▶ [YOUR INSTRUCTIONS] Find each line with the string "this" and copy it.

▶ [EXTRACTED MATERIAL]
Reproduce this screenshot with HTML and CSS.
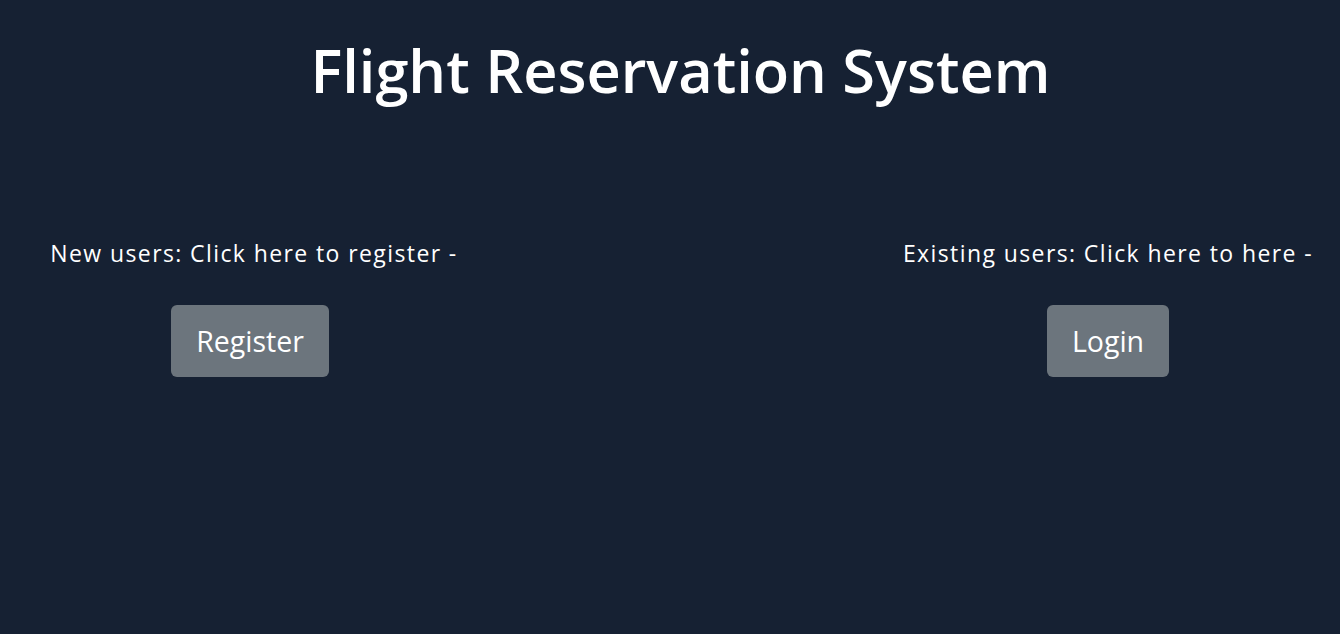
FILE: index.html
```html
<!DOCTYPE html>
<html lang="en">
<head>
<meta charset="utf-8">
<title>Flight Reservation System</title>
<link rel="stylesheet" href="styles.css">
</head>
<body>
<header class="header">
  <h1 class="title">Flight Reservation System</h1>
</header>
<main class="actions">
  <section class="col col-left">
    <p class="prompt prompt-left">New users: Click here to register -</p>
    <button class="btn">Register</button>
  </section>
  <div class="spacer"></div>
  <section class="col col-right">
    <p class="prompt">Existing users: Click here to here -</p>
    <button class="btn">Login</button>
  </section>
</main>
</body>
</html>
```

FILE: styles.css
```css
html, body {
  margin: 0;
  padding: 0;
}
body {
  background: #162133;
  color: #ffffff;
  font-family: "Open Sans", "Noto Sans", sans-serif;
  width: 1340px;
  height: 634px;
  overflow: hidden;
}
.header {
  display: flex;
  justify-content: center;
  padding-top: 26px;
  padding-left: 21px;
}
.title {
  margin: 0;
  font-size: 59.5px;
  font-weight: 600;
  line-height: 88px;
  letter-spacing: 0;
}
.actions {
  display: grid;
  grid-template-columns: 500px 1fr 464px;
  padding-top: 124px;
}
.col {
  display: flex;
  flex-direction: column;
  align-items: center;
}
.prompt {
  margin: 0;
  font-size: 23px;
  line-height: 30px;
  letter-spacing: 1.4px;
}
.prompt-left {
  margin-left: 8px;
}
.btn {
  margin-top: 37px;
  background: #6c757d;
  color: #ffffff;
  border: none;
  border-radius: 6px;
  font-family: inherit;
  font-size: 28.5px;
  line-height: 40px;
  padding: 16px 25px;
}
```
==
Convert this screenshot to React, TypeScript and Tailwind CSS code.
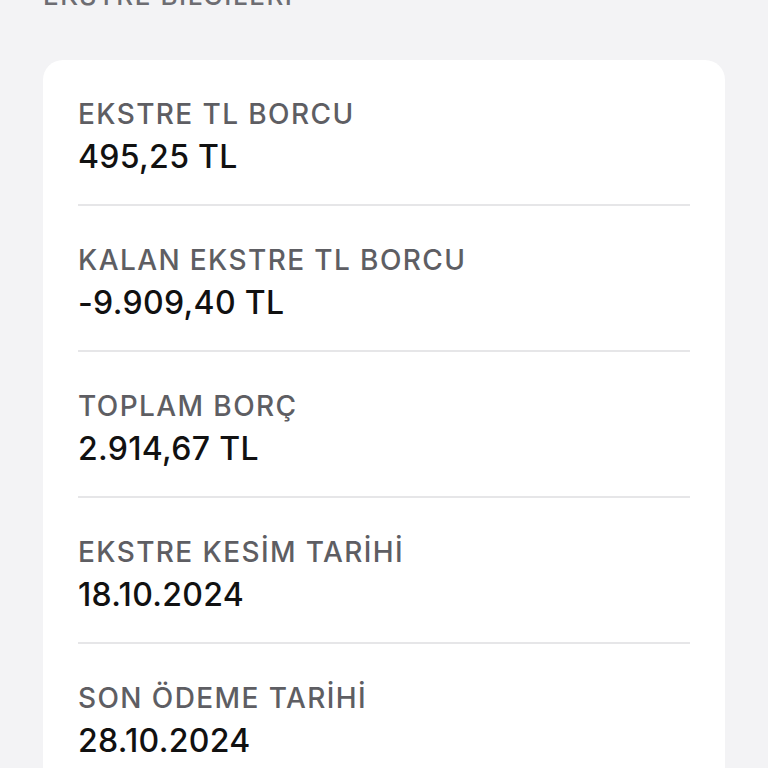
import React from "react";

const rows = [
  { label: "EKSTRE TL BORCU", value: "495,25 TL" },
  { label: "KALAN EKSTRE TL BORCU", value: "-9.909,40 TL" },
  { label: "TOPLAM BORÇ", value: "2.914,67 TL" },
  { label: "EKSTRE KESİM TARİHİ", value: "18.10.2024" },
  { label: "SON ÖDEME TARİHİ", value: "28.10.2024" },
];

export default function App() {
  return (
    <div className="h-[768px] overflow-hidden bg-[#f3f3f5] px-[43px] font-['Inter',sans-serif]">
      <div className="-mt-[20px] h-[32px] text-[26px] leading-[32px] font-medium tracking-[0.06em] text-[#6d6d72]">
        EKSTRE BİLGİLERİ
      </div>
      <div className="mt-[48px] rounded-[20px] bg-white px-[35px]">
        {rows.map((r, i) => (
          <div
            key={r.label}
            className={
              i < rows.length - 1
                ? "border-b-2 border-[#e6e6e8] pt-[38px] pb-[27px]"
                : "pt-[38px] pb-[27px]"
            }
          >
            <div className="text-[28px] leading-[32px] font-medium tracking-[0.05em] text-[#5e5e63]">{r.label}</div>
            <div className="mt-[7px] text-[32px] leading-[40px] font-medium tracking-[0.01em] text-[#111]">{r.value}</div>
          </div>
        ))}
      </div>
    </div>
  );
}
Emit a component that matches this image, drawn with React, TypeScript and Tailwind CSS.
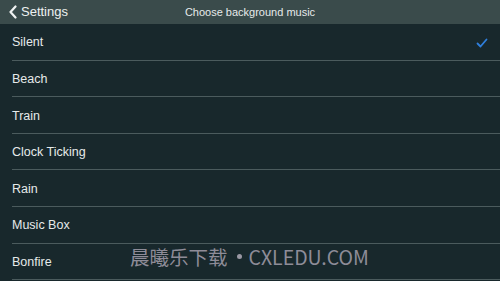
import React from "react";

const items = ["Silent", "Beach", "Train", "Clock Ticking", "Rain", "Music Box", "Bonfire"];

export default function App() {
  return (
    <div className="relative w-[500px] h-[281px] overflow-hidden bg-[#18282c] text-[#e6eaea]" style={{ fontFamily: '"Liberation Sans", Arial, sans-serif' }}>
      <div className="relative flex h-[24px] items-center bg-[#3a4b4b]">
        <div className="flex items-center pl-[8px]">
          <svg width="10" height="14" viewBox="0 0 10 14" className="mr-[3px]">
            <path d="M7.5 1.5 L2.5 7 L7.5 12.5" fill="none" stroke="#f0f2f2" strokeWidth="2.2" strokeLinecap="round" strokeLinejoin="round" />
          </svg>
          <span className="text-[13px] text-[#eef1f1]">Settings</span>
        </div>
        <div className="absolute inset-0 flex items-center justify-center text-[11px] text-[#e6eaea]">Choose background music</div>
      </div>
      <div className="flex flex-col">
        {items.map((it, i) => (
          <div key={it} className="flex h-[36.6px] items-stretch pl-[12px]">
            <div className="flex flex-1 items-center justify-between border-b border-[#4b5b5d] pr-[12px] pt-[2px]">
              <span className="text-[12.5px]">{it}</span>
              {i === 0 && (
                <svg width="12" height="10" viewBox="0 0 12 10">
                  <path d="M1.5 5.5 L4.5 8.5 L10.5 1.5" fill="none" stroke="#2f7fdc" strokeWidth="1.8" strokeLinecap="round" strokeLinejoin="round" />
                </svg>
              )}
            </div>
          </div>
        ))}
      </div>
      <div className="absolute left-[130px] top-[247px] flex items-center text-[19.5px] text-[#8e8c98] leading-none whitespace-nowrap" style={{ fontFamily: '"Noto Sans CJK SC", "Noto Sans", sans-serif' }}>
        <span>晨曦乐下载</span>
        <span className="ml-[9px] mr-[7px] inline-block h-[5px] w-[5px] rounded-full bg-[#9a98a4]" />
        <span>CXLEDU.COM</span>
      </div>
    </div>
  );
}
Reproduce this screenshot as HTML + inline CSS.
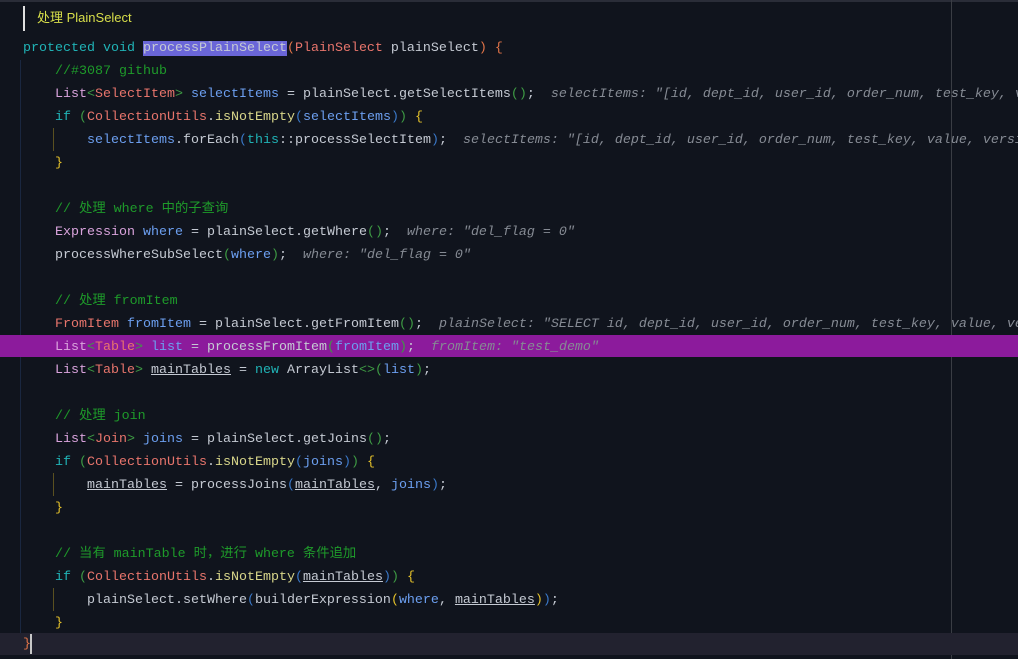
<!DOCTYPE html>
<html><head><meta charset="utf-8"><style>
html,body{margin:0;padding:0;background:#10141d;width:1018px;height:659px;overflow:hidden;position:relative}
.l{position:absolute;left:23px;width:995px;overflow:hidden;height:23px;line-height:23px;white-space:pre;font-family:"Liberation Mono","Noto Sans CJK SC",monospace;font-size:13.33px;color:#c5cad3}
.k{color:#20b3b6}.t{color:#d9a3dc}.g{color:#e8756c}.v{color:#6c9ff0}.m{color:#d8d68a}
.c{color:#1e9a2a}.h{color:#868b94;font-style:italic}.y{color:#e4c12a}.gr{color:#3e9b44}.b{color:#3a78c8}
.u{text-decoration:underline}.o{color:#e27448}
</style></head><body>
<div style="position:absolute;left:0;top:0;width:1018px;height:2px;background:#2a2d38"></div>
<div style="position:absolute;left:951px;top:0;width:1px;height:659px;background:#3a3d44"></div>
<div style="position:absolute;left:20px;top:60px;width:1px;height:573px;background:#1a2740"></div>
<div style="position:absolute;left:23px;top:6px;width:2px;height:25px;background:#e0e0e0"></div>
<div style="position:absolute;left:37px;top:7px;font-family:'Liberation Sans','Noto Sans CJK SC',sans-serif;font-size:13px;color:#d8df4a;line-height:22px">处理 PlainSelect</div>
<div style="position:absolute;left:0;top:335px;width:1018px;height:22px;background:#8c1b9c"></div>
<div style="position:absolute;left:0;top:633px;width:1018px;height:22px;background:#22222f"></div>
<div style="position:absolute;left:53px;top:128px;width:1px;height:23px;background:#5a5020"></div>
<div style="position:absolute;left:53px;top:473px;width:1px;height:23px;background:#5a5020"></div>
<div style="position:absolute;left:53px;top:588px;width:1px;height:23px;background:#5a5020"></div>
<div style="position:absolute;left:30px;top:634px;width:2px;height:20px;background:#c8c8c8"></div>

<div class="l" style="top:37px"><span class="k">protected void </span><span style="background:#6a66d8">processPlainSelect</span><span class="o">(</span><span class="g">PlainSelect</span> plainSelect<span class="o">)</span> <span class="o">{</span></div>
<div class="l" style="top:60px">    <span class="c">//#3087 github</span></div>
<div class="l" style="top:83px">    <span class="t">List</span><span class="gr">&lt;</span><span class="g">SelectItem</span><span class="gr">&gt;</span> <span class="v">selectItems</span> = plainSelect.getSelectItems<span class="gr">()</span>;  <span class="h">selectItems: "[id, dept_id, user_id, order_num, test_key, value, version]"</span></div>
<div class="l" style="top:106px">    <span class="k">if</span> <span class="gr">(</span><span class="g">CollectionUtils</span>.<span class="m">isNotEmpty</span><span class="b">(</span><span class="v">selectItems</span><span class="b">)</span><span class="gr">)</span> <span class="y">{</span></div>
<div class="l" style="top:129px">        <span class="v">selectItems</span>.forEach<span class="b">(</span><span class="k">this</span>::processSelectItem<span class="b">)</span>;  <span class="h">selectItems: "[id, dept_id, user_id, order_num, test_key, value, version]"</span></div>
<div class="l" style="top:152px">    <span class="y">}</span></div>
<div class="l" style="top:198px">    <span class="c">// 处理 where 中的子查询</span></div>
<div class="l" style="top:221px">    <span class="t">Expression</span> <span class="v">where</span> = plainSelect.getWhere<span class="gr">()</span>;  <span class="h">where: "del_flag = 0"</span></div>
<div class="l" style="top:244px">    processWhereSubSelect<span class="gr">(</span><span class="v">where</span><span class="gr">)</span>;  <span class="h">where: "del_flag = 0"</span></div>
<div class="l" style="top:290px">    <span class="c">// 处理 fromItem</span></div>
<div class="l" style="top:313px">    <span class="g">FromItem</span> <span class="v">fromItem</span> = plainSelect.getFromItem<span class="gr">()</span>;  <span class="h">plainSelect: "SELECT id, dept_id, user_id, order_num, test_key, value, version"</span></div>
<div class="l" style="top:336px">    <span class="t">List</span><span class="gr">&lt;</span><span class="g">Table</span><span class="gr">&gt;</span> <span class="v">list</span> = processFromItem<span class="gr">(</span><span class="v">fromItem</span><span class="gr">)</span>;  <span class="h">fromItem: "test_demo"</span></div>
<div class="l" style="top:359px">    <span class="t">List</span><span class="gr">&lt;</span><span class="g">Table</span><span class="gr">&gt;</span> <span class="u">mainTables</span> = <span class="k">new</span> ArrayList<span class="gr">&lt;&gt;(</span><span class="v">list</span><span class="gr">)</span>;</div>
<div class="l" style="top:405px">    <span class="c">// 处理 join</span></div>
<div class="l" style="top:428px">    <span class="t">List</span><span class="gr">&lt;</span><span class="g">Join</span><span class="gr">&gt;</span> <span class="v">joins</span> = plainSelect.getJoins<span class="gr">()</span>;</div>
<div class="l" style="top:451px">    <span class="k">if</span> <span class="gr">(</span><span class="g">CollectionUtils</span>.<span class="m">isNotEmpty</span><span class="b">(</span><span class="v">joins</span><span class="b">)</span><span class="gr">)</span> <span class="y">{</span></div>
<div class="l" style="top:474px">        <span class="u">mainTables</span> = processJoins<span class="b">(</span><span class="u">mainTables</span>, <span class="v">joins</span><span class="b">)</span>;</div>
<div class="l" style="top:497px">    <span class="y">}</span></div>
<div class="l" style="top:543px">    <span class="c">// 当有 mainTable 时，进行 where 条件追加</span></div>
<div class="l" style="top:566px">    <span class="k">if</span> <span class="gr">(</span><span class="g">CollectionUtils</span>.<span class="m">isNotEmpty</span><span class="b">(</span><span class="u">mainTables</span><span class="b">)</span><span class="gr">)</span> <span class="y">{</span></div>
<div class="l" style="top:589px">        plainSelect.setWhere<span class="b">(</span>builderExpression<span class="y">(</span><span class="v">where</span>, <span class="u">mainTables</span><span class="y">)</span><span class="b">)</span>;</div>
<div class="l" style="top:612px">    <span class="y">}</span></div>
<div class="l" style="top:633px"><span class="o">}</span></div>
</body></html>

▶ [THE COMPLETED TASK]
Reproduce this screenshot with HTML and CSS.
Convert this screenshot to React, TypeScript and Tailwind CSS code.
Emit a component that matches this image, drawn with React, TypeScript and Tailwind CSS.
Reproduce this screenshot as HTML + inline CSS.
<div class="l" style="top:129px">        <span class="v">selectItems</span>.forEach<span class="b">(</span><span class="k">this</span>::processSelectItem<span class="b">)</span>;  <span class="h">selectItems: "[id, dept_id, user_id, order_num, test_key, value, version]"</span></div>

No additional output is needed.